◆ COLLECTED MATERIAL:
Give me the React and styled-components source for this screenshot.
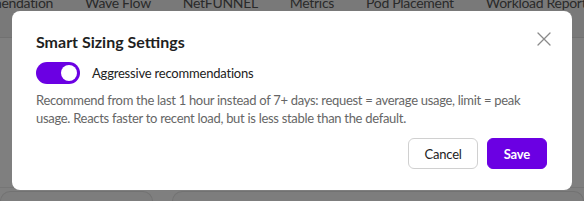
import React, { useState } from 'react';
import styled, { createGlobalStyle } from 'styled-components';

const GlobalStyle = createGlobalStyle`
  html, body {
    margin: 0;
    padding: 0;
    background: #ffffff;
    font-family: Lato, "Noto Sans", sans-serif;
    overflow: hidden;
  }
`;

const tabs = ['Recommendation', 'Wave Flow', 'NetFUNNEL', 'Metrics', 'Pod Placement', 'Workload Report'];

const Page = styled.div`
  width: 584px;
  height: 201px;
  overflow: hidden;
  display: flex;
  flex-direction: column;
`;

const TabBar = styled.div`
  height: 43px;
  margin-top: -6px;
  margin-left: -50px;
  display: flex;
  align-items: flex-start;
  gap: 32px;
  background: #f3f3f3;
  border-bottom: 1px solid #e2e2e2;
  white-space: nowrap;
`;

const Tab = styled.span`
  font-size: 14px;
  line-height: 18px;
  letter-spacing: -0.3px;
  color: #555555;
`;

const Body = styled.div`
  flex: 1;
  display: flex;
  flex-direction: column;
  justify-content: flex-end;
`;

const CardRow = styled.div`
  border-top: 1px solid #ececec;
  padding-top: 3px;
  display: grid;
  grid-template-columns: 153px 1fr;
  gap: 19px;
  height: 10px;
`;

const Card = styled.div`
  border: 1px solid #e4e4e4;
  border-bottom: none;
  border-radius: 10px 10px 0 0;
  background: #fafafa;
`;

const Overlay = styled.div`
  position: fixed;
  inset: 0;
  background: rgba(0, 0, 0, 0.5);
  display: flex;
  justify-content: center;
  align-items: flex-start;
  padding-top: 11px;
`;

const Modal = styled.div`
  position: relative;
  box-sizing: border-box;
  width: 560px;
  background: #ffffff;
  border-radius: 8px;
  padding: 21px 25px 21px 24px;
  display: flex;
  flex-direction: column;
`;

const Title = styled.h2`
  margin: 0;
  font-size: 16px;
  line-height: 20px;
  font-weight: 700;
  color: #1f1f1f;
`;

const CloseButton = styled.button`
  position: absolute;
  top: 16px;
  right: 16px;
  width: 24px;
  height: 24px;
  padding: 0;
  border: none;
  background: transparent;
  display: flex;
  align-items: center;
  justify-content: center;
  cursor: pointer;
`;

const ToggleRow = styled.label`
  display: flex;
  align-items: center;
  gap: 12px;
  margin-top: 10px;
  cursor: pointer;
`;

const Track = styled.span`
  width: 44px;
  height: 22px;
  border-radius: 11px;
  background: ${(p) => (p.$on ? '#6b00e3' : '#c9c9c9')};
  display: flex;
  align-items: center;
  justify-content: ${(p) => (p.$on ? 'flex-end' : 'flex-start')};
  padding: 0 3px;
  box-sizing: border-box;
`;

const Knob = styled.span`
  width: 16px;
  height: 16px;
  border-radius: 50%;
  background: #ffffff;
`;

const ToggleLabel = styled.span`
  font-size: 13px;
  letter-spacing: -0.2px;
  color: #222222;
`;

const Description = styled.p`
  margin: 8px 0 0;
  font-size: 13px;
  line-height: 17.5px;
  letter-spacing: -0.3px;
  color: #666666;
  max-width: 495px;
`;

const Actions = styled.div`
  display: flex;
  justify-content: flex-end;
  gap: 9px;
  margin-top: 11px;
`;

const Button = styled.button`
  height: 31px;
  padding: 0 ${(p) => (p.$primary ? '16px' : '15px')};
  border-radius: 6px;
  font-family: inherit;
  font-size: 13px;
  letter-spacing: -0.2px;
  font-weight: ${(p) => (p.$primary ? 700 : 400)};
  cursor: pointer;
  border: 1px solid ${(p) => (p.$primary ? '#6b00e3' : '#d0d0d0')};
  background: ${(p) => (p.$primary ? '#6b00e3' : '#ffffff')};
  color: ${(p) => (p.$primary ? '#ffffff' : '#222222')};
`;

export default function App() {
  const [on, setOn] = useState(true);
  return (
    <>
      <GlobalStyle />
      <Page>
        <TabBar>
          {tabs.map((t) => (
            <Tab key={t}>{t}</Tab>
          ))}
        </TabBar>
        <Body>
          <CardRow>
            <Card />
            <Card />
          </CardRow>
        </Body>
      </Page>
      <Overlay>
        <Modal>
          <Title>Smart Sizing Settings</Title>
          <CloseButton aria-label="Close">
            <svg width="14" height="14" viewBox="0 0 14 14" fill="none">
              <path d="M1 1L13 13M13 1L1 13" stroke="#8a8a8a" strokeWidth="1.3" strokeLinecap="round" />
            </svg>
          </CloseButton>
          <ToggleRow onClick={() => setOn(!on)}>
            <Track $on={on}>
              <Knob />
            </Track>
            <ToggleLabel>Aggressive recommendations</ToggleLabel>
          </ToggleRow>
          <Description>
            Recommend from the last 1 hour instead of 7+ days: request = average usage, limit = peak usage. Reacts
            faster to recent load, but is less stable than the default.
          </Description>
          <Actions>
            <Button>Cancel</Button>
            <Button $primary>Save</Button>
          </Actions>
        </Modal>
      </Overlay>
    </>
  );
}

◆ PROBLEM DESCRIPTION:
Give back exactly the lines from the first line of the data through the line with "const tabs = ['Recommendation', 'Wave", pictures excluded.

◆ COMPLETE ANSWER:
Give me the React and styled-components source for this screenshot.
import React, { useState } from 'react';
import styled, { createGlobalStyle } from 'styled-components';

const GlobalStyle = createGlobalStyle`
  html, body {
    margin: 0;
    padding: 0;
    background: #ffffff;
    font-family: Lato, "Noto Sans", sans-serif;
    overflow: hidden;
  }
`;

const tabs = ['Recommendation', 'Wave Flow', 'NetFUNNEL', 'Metrics', 'Pod Placement', 'Workload Report'];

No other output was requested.